• Written request: Transcribe all of the material exactly. Any picture in it should be left out.
-*-
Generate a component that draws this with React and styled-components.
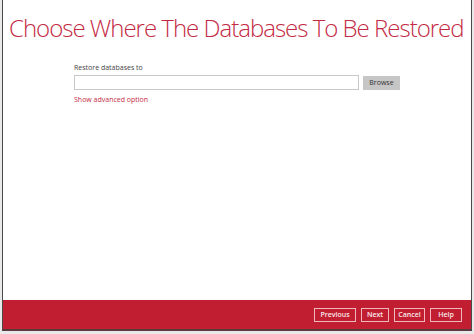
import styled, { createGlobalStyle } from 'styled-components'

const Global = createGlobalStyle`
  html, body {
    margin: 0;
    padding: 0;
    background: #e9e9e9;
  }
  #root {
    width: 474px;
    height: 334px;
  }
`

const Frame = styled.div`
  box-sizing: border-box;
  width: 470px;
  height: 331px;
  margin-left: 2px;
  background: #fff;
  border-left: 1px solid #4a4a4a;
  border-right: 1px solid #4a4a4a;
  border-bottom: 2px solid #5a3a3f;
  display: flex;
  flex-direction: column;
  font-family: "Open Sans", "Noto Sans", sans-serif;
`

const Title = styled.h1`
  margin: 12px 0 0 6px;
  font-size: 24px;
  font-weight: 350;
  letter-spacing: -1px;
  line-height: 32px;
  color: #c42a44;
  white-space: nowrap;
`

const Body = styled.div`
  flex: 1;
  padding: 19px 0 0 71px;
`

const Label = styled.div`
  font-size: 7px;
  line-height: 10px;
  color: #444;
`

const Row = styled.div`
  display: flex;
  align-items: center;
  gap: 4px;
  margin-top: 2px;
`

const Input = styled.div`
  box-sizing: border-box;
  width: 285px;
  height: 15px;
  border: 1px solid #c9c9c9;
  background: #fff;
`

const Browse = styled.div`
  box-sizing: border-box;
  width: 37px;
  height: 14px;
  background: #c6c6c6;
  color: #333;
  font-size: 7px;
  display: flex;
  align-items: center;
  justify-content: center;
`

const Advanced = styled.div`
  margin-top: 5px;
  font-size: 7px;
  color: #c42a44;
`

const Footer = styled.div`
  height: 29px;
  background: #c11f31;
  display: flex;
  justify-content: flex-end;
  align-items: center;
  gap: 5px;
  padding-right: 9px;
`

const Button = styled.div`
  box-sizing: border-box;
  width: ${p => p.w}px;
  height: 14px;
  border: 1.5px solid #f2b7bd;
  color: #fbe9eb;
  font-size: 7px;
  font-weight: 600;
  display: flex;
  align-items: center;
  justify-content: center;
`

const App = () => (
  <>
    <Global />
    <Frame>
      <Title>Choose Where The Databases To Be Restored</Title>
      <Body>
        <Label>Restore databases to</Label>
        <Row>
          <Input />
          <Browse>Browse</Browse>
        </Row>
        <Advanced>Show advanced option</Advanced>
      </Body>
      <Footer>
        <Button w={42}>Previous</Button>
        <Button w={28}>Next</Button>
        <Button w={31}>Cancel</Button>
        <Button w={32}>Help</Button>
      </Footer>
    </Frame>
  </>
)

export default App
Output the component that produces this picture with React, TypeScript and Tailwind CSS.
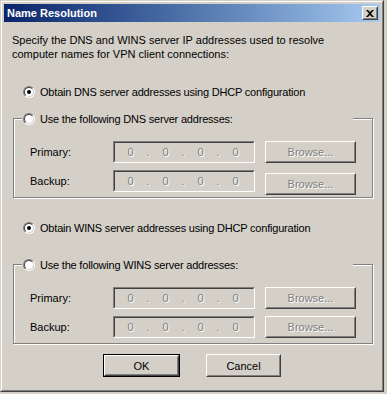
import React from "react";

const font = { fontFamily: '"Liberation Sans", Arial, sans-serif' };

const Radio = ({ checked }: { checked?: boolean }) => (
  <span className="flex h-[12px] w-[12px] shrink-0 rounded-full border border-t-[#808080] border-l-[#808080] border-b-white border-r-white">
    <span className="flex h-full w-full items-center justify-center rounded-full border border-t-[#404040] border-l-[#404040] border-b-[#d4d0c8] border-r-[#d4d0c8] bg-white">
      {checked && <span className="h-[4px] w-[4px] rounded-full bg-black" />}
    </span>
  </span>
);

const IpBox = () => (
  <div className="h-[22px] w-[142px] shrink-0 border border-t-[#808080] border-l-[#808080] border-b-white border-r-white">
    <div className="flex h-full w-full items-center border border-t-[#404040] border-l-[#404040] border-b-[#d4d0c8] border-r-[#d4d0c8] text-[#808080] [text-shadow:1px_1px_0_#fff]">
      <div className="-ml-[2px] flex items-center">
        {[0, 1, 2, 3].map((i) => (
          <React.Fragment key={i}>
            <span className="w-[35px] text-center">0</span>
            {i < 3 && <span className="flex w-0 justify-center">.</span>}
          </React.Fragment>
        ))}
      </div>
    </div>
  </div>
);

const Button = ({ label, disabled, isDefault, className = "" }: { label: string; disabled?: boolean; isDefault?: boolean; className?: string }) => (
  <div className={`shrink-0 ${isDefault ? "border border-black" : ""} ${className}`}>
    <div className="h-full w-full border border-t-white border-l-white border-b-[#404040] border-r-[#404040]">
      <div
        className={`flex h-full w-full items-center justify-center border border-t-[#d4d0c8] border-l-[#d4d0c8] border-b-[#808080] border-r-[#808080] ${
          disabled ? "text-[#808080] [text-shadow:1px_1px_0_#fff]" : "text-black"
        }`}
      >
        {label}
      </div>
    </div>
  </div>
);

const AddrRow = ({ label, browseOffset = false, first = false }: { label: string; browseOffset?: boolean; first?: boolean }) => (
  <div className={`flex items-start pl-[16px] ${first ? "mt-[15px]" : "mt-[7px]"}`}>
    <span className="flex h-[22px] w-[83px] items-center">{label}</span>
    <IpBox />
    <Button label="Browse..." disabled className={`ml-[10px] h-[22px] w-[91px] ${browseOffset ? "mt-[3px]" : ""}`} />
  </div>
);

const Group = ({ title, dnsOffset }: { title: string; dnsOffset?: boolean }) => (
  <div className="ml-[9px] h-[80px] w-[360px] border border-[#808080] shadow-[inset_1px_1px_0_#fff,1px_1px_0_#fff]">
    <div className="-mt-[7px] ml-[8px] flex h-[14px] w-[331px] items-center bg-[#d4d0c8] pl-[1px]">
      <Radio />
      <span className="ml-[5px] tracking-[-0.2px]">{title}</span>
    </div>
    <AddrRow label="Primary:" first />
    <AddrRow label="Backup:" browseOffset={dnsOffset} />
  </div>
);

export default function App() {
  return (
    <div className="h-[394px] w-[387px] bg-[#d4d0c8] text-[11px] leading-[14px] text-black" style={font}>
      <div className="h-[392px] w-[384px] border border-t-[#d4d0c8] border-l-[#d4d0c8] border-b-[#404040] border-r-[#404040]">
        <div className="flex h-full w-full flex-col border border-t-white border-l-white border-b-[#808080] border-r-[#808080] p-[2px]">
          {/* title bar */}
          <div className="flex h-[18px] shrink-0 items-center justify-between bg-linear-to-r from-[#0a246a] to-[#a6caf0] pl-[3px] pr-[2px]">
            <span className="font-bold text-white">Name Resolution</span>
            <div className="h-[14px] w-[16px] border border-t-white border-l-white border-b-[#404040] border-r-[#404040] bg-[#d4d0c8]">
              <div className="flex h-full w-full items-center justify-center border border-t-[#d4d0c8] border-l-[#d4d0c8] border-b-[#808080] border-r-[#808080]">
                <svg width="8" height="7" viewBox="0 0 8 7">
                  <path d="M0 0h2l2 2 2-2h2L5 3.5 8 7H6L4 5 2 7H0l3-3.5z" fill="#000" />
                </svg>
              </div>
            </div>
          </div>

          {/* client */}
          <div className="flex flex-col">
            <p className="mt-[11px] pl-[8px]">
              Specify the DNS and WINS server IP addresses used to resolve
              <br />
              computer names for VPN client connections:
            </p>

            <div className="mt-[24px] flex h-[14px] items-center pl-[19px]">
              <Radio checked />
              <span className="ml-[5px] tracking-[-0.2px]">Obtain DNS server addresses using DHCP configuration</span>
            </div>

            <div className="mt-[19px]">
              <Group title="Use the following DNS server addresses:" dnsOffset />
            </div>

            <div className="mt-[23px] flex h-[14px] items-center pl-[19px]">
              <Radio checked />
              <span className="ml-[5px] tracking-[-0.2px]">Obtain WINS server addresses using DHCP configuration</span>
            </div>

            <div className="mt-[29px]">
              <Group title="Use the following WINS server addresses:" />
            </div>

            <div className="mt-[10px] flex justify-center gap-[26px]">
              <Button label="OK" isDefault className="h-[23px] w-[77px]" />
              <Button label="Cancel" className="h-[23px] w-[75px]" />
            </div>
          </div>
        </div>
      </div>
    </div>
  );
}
-*-
• Written answer:
Generate a component that draws this with React and styled-components.
import styled, { createGlobalStyle } from 'styled-components'

const Global = createGlobalStyle`
  html, body {
    margin: 0;
    padding: 0;
    background: #e9e9e9;
  }
  #root {
    width: 474px;
    height: 334px;
  }
`

const Frame = styled.div`
  box-sizing: border-box;
  width: 470px;
  height: 331px;
  margin-left: 2px;
  background: #fff;
  border-left: 1px solid #4a4a4a;
  border-right: 1px solid #4a4a4a;
  border-bottom: 2px solid #5a3a3f;
  display: flex;
  flex-direction: column;
  font-family: "Open Sans", "Noto Sans", sans-serif;
`

const Title = styled.h1`
  margin: 12px 0 0 6px;
  font-size: 24px;
  font-weight: 350;
  letter-spacing: -1px;
  line-height: 32px;
  color: #c42a44;
  white-space: nowrap;
`

const Body = styled.div`
  flex: 1;
  padding: 19px 0 0 71px;
`

const Label = styled.div`
  font-size: 7px;
  line-height: 10px;
  color: #444;
`

const Row = styled.div`
  display: flex;
  align-items: center;
  gap: 4px;
  margin-top: 2px;
`

const Input = styled.div`
  box-sizing: border-box;
  width: 285px;
  height: 15px;
  border: 1px solid #c9c9c9;
  background: #fff;
`

const Browse = styled.div`
  box-sizing: border-box;
  width: 37px;
  height: 14px;
  background: #c6c6c6;
  color: #333;
  font-size: 7px;
  display: flex;
  align-items: center;
  justify-content: center;
`

const Advanced = styled.div`
  margin-top: 5px;
  font-size: 7px;
  color: #c42a44;
`

const Footer = styled.div`
  height: 29px;
  background: #c11f31;
  display: flex;
  justify-content: flex-end;
  align-items: center;
  gap: 5px;
  padding-right: 9px;
`

const Button = styled.div`
  box-sizing: border-box;
  width: ${p => p.w}px;
  height: 14px;
  border: 1.5px solid #f2b7bd;
  color: #fbe9eb;
  font-size: 7px;
  font-weight: 600;
  display: flex;
  align-items: center;
  justify-content: center;
`

const App = () => (
  <>
    <Global />
    <Frame>
      <Title>Choose Where The Databases To Be Restored</Title>
      <Body>
        <Label>Restore databases to</Label>
        <Row>
          <Input />
          <Browse>Browse</Browse>
        </Row>
        <Advanced>Show advanced option</Advanced>
      </Body>
      <Footer>
        <Button w={42}>Previous</Button>
        <Button w={28}>Next</Button>
        <Button w={31}>Cancel</Button>
        <Button w={32}>Help</Button>
      </Footer>
    </Frame>
  </>
)

export default App
Output the component that produces this picture with React, TypeScript and Tailwind CSS.
import React from "react";

const font = { fontFamily: '"Liberation Sans", Arial, sans-serif' };

const Radio = ({ checked }: { checked?: boolean }) => (
  <span className="flex h-[12px] w-[12px] shrink-0 rounded-full border border-t-[#808080] border-l-[#808080] border-b-white border-r-white">
    <span className="flex h-full w-full items-center justify-center rounded-full border border-t-[#404040] border-l-[#404040] border-b-[#d4d0c8] border-r-[#d4d0c8] bg-white">
      {checked && <span className="h-[4px] w-[4px] rounded-full bg-black" />}
    </span>
  </span>
);

const IpBox = () => (
  <div className="h-[22px] w-[142px] shrink-0 border border-t-[#808080] border-l-[#808080] border-b-white border-r-white">
    <div className="flex h-full w-full items-center border border-t-[#404040] border-l-[#404040] border-b-[#d4d0c8] border-r-[#d4d0c8] text-[#808080] [text-shadow:1px_1px_0_#fff]">
      <div className="-ml-[2px] flex items-center">
        {[0, 1, 2, 3].map((i) => (
          <React.Fragment key={i}>
            <span className="w-[35px] text-center">0</span>
            {i < 3 && <span className="flex w-0 justify-center">.</span>}
          </React.Fragment>
        ))}
      </div>
    </div>
  </div>
);

const Button = ({ label, disabled, isDefault, className = "" }: { label: string; disabled?: boolean; isDefault?: boolean; className?: string }) => (
  <div className={`shrink-0 ${isDefault ? "border border-black" : ""} ${className}`}>
    <div className="h-full w-full border border-t-white border-l-white border-b-[#404040] border-r-[#404040]">
      <div
        className={`flex h-full w-full items-center justify-center border border-t-[#d4d0c8] border-l-[#d4d0c8] border-b-[#808080] border-r-[#808080] ${
          disabled ? "text-[#808080] [text-shadow:1px_1px_0_#fff]" : "text-black"
        }`}
      >
        {label}
      </div>
    </div>
  </div>
);

const AddrRow = ({ label, browseOffset = false, first = false }: { label: string; browseOffset?: boolean; first?: boolean }) => (
  <div className={`flex items-start pl-[16px] ${first ? "mt-[15px]" : "mt-[7px]"}`}>
    <span className="flex h-[22px] w-[83px] items-center">{label}</span>
    <IpBox />
    <Button label="Browse..." disabled className={`ml-[10px] h-[22px] w-[91px] ${browseOffset ? "mt-[3px]" : ""}`} />
  </div>
);

const Group = ({ title, dnsOffset }: { title: string; dnsOffset?: boolean }) => (
  <div className="ml-[9px] h-[80px] w-[360px] border border-[#808080] shadow-[inset_1px_1px_0_#fff,1px_1px_0_#fff]">
    <div className="-mt-[7px] ml-[8px] flex h-[14px] w-[331px] items-center bg-[#d4d0c8] pl-[1px]">
      <Radio />
      <span className="ml-[5px] tracking-[-0.2px]">{title}</span>
    </div>
    <AddrRow label="Primary:" first />
    <AddrRow label="Backup:" browseOffset={dnsOffset} />
  </div>
);

export default function App() {
  return (
    <div className="h-[394px] w-[387px] bg-[#d4d0c8] text-[11px] leading-[14px] text-black" style={font}>
      <div className="h-[392px] w-[384px] border border-t-[#d4d0c8] border-l-[#d4d0c8] border-b-[#404040] border-r-[#404040]">
        <div className="flex h-full w-full flex-col border border-t-white border-l-white border-b-[#808080] border-r-[#808080] p-[2px]">
          {/* title bar */}
          <div className="flex h-[18px] shrink-0 items-center justify-between bg-linear-to-r from-[#0a246a] to-[#a6caf0] pl-[3px] pr-[2px]">
            <span className="font-bold text-white">Name Resolution</span>
            <div className="h-[14px] w-[16px] border border-t-white border-l-white border-b-[#404040] border-r-[#404040] bg-[#d4d0c8]">
              <div className="flex h-full w-full items-center justify-center border border-t-[#d4d0c8] border-l-[#d4d0c8] border-b-[#808080] border-r-[#808080]">
                <svg width="8" height="7" viewBox="0 0 8 7">
                  <path d="M0 0h2l2 2 2-2h2L5 3.5 8 7H6L4 5 2 7H0l3-3.5z" fill="#000" />
                </svg>
              </div>
            </div>
          </div>

          {/* client */}
          <div className="flex flex-col">
            <p className="mt-[11px] pl-[8px]">
              Specify the DNS and WINS server IP addresses used to resolve
              <br />
              computer names for VPN client connections:
            </p>

            <div className="mt-[24px] flex h-[14px] items-center pl-[19px]">
              <Radio checked />
              <span className="ml-[5px] tracking-[-0.2px]">Obtain DNS server addresses using DHCP configuration</span>
            </div>

            <div className="mt-[19px]">
              <Group title="Use the following DNS server addresses:" dnsOffset />
            </div>

            <div className="mt-[23px] flex h-[14px] items-center pl-[19px]">
              <Radio checked />
              <span className="ml-[5px] tracking-[-0.2px]">Obtain WINS server addresses using DHCP configuration</span>
            </div>

            <div className="mt-[29px]">
              <Group title="Use the following WINS server addresses:" />
            </div>

            <div className="mt-[10px] flex justify-center gap-[26px]">
              <Button label="OK" isDefault className="h-[23px] w-[77px]" />
              <Button label="Cancel" className="h-[23px] w-[75px]" />
            </div>
          </div>
        </div>
      </div>
    </div>
  );
}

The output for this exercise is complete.